[Problem to solve] Leave out any pictures and transcribe all other data below exactly.

[Data lines]
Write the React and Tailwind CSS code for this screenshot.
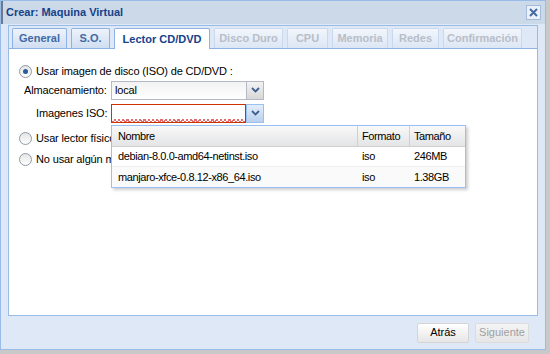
import React from "react";

const font = { fontFamily: "'Liberation Sans', Arial, sans-serif" };

function Radio({ checked }) {
  return (
    <span className="relative inline-block w-[13px] h-[13px] rounded-full border border-[#8e9aa8] bg-gradient-to-b from-[#e4e4e4] to-[#ffffff] shrink-0">
      {checked && (
        <span className="absolute left-[3px] top-[3px] w-[5px] h-[5px] rounded-full bg-[#2a5b9c]" />
      )}
    </span>
  );
}

function Trigger({ active }) {
  return (
    <div
      className={
        "w-[17px] h-full flex items-center justify-center border-l " +
        (active
          ? "bg-gradient-to-b from-[#e4eefb] to-[#b9d0ee] border-[#98c0f4]"
          : "bg-gradient-to-b from-[#f2f2f2] to-[#d8d8d8] border-[#b5b8c8]")
      }
    >
      <svg width="9" height="6" viewBox="0 0 9 6">
        <path d="M1 1 L4.5 4.5 L8 1" stroke="#3d5f8f" strokeWidth="1.8" fill="none" />
      </svg>
    </div>
  );
}

const tabs = [
  { t: "General", w: "w-[55px]" },
  { t: "S.O.", w: "w-[39px]" },
  { t: "Lector CD/DVD", active: true, w: "w-[96px]" },
  { t: "Disco Duro", disabled: true, w: "w-[69px]" },
  { t: "CPU", disabled: true, w: "w-[41px]" },
  { t: "Memoria", disabled: true, w: "w-[56px]" },
  { t: "Redes", disabled: true, w: "w-[47px]" },
  { t: "Confirmación", disabled: true, w: "w-[79px]" },
];

export default function App() {
  return (
    <div className="w-[550px] h-[354px] bg-[#c9c9c9] overflow-hidden text-[11px]" style={font}>
      <div className="w-[546px] h-[350px] bg-[#dfe8f6] border border-[#99bbe8] flex flex-col relative">
        {/* title bar */}
        <div className="h-[23px] flex items-center justify-between pl-[3px] pr-[4px] bg-[#ccd9e8] border-l-2 border-[#6c7a8c]">
          <span className="font-bold text-[#15428b] text-[11px]">Crear: Maquina Virtual</span>
          <div className="w-[15px] h-[15px] border border-[#a4bcd6] bg-[#eaf1fa] flex items-center justify-center">
            <svg width="9" height="9" viewBox="0 0 9 9">
              <path d="M1 1 L8 8 M8 1 L1 8" stroke="#456c9f" strokeWidth="2" />
            </svg>
          </div>
        </div>
        {/* body */}
        <div className="flex-1 flex flex-col px-[7px] pt-[1px] bg-[#dfe8f6]">
          <div className="flex-1 flex flex-col border border-[#99bbe8] bg-white">
            {/* tab strip */}
            <div className="h-[23px] bg-[#dfe8f6] border-b border-[#8db2e3] flex items-end gap-[4px] pl-[3px]">
              {tabs.map((tb) => (
                <div
                  key={tb.t}
                  className={
                    tb.w +
                    " h-[20px] flex items-center justify-center font-bold border border-b-0 rounded-t-[2px] whitespace-nowrap " +
                    (tb.active
                      ? "bg-white border-[#8db2e3] text-[#15428b] h-[21px] -mb-px"
                      : tb.disabled
                      ? "bg-gradient-to-b from-[#f2f6fc] to-[#dce6f4] border-[#c9d8ed] text-[#b8bec8]"
                      : "bg-gradient-to-b from-[#eef3fb] to-[#d0def2] border-[#8db2e3] text-[#416aa3]")
                  }
                >
                  {tb.t}
                </div>
              ))}
            </div>
            {/* content */}
            <div className="flex-1 relative pt-[14px] pl-[10px] text-[11px] tracking-[-0.15px] text-black">
              <div className="flex items-center gap-[4px] h-[16px]">
                <Radio checked />
                <span className="whitespace-nowrap">Usar imagen de disco (ISO) de CD/DVD :</span>
              </div>
              <div className="flex items-center mt-[1px] h-[20px]">
                <span className="w-[92px] shrink-0 pl-[5px] whitespace-nowrap">Almacenamiento:</span>
                <div className="w-[153px] h-[19px] flex border border-[#b5b8c8]">
                  <div className="flex-1 bg-gradient-to-b from-[#f2f2f2] to-white pl-[3px] leading-[17px]">local</div>
                  <Trigger />
                </div>
              </div>
              <div className="flex items-center mt-[3px] h-[20px]">
                <span className="w-[92px] shrink-0 pl-[17px] whitespace-nowrap">Imagenes ISO:</span>
                <div className="w-[153px] h-[19px] flex">
                  <div className="flex-1 border border-[#cc3300] bg-white relative">
                    <div
                      className="absolute left-0 right-0 bottom-0 h-[3px]"
                      style={{
                        backgroundImage:
                          "repeating-linear-gradient(45deg, #e46b6b 0 1px, transparent 1px 3px), repeating-linear-gradient(-45deg, #e46b6b 0 1px, transparent 1px 3px)",
                      }}
                    />
                  </div>
                  <div className="border border-l-0 border-[#98c0f4] h-full">
                    <Trigger active />
                  </div>
                </div>
              </div>
              <div className="flex items-center gap-[4px] mt-[7px] h-[16px]">
                <Radio />
                <span className="whitespace-nowrap">Usar lector físico de CD/DVD</span>
              </div>
              <div className="flex items-center gap-[4px] mt-[5px] h-[16px]">
                <Radio />
                <span className="whitespace-nowrap">No usar algún medio</span>
              </div>

              {/* dropdown list */}
              <div className="absolute left-[102px] top-[76px] w-[355px] bg-white border border-[#98c0f4] shadow-[2px_2px_3px_rgba(0,0,0,0.2)] text-[11px] tracking-[-0.4px]">
                <div className="flex h-[21px] items-center bg-gradient-to-b from-[#f9f9f9] to-[#e3e4e6] border-b border-[#d0d0d0]">
                  <div className="w-[246px] pl-[6px] border-r border-[#d0d0d0] h-full flex items-center">Nombre</div>
                  <div className="w-[52px] pl-[4px] border-r border-[#d0d0d0] h-full flex items-center">Formato</div>
                  <div className="flex-1 pl-[4px] h-full flex items-center">Tamaño</div>
                </div>
                <div className="flex h-[20px] items-center border-b border-[#ededed]">
                  <div className="w-[246px] pl-[6px]">debian-8.0.0-amd64-netinst.iso</div>
                  <div className="w-[52px] pl-[4px]">iso</div>
                  <div className="flex-1 pl-[4px]">246MB</div>
                </div>
                <div className="flex h-[20px] items-center bg-[#fafafa]">
                  <div className="w-[246px] pl-[6px]">manjaro-xfce-0.8.12-x86_64.iso</div>
                  <div className="w-[52px] pl-[4px]">iso</div>
                  <div className="flex-1 pl-[4px]">1.38GB</div>
                </div>
              </div>
            </div>
          </div>
          {/* footer */}
          <div className="h-[33px] flex items-center justify-end gap-[6px] pr-[9px]">
            <div className="w-[52px] h-[20px] flex items-center justify-center border border-[#d5d5d5] bg-gradient-to-b from-[#ffffff] to-[#e6e6e6] text-[11px] text-black rounded-[2px]">
              Atrás
            </div>
            <div className="w-[54px] h-[20px] flex items-center justify-center border border-[#dcdcdc] bg-gradient-to-b from-[#f4f4f4] to-[#e6e6e6] text-[11px] text-[#a0a0a0] rounded-[2px]">
              Siguiente
            </div>
          </div>
        </div>
      </div>
    </div>
  );
}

[Final result]
Write the React and Tailwind CSS code for this screenshot.
import React from "react";

const font = { fontFamily: "'Liberation Sans', Arial, sans-serif" };

function Radio({ checked }) {
  return (
    <span className="relative inline-block w-[13px] h-[13px] rounded-full border border-[#8e9aa8] bg-gradient-to-b from-[#e4e4e4] to-[#ffffff] shrink-0">
      {checked && (
        <span className="absolute left-[3px] top-[3px] w-[5px] h-[5px] rounded-full bg-[#2a5b9c]" />
      )}
    </span>
  );
}

function Trigger({ active }) {
  return (
    <div
      className={
        "w-[17px] h-full flex items-center justify-center border-l " +
        (active
          ? "bg-gradient-to-b from-[#e4eefb] to-[#b9d0ee] border-[#98c0f4]"
          : "bg-gradient-to-b from-[#f2f2f2] to-[#d8d8d8] border-[#b5b8c8]")
      }
    >
      <svg width="9" height="6" viewBox="0 0 9 6">
        <path d="M1 1 L4.5 4.5 L8 1" stroke="#3d5f8f" strokeWidth="1.8" fill="none" />
      </svg>
    </div>
  );
}

const tabs = [
  { t: "General", w: "w-[55px]" },
  { t: "S.O.", w: "w-[39px]" },
  { t: "Lector CD/DVD", active: true, w: "w-[96px]" },
  { t: "Disco Duro", disabled: true, w: "w-[69px]" },
  { t: "CPU", disabled: true, w: "w-[41px]" },
  { t: "Memoria", disabled: true, w: "w-[56px]" },
  { t: "Redes", disabled: true, w: "w-[47px]" },
  { t: "Confirmación", disabled: true, w: "w-[79px]" },
];

export default function App() {
  return (
    <div className="w-[550px] h-[354px] bg-[#c9c9c9] overflow-hidden text-[11px]" style={font}>
      <div className="w-[546px] h-[350px] bg-[#dfe8f6] border border-[#99bbe8] flex flex-col relative">
        {/* title bar */}
        <div className="h-[23px] flex items-center justify-between pl-[3px] pr-[4px] bg-[#ccd9e8] border-l-2 border-[#6c7a8c]">
          <span className="font-bold text-[#15428b] text-[11px]">Crear: Maquina Virtual</span>
          <div className="w-[15px] h-[15px] border border-[#a4bcd6] bg-[#eaf1fa] flex items-center justify-center">
            <svg width="9" height="9" viewBox="0 0 9 9">
              <path d="M1 1 L8 8 M8 1 L1 8" stroke="#456c9f" strokeWidth="2" />
            </svg>
          </div>
        </div>
        {/* body */}
        <div className="flex-1 flex flex-col px-[7px] pt-[1px] bg-[#dfe8f6]">
          <div className="flex-1 flex flex-col border border-[#99bbe8] bg-white">
            {/* tab strip */}
            <div className="h-[23px] bg-[#dfe8f6] border-b border-[#8db2e3] flex items-end gap-[4px] pl-[3px]">
              {tabs.map((tb) => (
                <div
                  key={tb.t}
                  className={
                    tb.w +
                    " h-[20px] flex items-center justify-center font-bold border border-b-0 rounded-t-[2px] whitespace-nowrap " +
                    (tb.active
                      ? "bg-white border-[#8db2e3] text-[#15428b] h-[21px] -mb-px"
                      : tb.disabled
                      ? "bg-gradient-to-b from-[#f2f6fc] to-[#dce6f4] border-[#c9d8ed] text-[#b8bec8]"
                      : "bg-gradient-to-b from-[#eef3fb] to-[#d0def2] border-[#8db2e3] text-[#416aa3]")
                  }
                >
                  {tb.t}
                </div>
              ))}
            </div>
            {/* content */}
            <div className="flex-1 relative pt-[14px] pl-[10px] text-[11px] tracking-[-0.15px] text-black">
              <div className="flex items-center gap-[4px] h-[16px]">
                <Radio checked />
                <span className="whitespace-nowrap">Usar imagen de disco (ISO) de CD/DVD :</span>
              </div>
              <div className="flex items-center mt-[1px] h-[20px]">
                <span className="w-[92px] shrink-0 pl-[5px] whitespace-nowrap">Almacenamiento:</span>
                <div className="w-[153px] h-[19px] flex border border-[#b5b8c8]">
                  <div className="flex-1 bg-gradient-to-b from-[#f2f2f2] to-white pl-[3px] leading-[17px]">local</div>
                  <Trigger />
                </div>
              </div>
              <div className="flex items-center mt-[3px] h-[20px]">
                <span className="w-[92px] shrink-0 pl-[17px] whitespace-nowrap">Imagenes ISO:</span>
                <div className="w-[153px] h-[19px] flex">
                  <div className="flex-1 border border-[#cc3300] bg-white relative">
                    <div
                      className="absolute left-0 right-0 bottom-0 h-[3px]"
                      style={{
                        backgroundImage:
                          "repeating-linear-gradient(45deg, #e46b6b 0 1px, transparent 1px 3px), repeating-linear-gradient(-45deg, #e46b6b 0 1px, transparent 1px 3px)",
                      }}
                    />
                  </div>
                  <div className="border border-l-0 border-[#98c0f4] h-full">
                    <Trigger active />
                  </div>
                </div>
              </div>
              <div className="flex items-center gap-[4px] mt-[7px] h-[16px]">
                <Radio />
                <span className="whitespace-nowrap">Usar lector físico de CD/DVD</span>
              </div>
              <div className="flex items-center gap-[4px] mt-[5px] h-[16px]">
                <Radio />
                <span className="whitespace-nowrap">No usar algún medio</span>
              </div>

              {/* dropdown list */}
              <div className="absolute left-[102px] top-[76px] w-[355px] bg-white border border-[#98c0f4] shadow-[2px_2px_3px_rgba(0,0,0,0.2)] text-[11px] tracking-[-0.4px]">
                <div className="flex h-[21px] items-center bg-gradient-to-b from-[#f9f9f9] to-[#e3e4e6] border-b border-[#d0d0d0]">
                  <div className="w-[246px] pl-[6px] border-r border-[#d0d0d0] h-full flex items-center">Nombre</div>
                  <div className="w-[52px] pl-[4px] border-r border-[#d0d0d0] h-full flex items-center">Formato</div>
                  <div className="flex-1 pl-[4px] h-full flex items-center">Tamaño</div>
                </div>
                <div className="flex h-[20px] items-center border-b border-[#ededed]">
                  <div className="w-[246px] pl-[6px]">debian-8.0.0-amd64-netinst.iso</div>
                  <div className="w-[52px] pl-[4px]">iso</div>
                  <div className="flex-1 pl-[4px]">246MB</div>
                </div>
                <div className="flex h-[20px] items-center bg-[#fafafa]">
                  <div className="w-[246px] pl-[6px]">manjaro-xfce-0.8.12-x86_64.iso</div>
                  <div className="w-[52px] pl-[4px]">iso</div>
                  <div className="flex-1 pl-[4px]">1.38GB</div>
                </div>
              </div>
            </div>
          </div>
          {/* footer */}
          <div className="h-[33px] flex items-center justify-end gap-[6px] pr-[9px]">
            <div className="w-[52px] h-[20px] flex items-center justify-center border border-[#d5d5d5] bg-gradient-to-b from-[#ffffff] to-[#e6e6e6] text-[11px] text-black rounded-[2px]">
              Atrás
            </div>
            <div className="w-[54px] h-[20px] flex items-center justify-center border border-[#dcdcdc] bg-gradient-to-b from-[#f4f4f4] to-[#e6e6e6] text-[11px] text-[#a0a0a0] rounded-[2px]">
              Siguiente
            </div>
          </div>
        </div>
      </div>
    </div>
  );
}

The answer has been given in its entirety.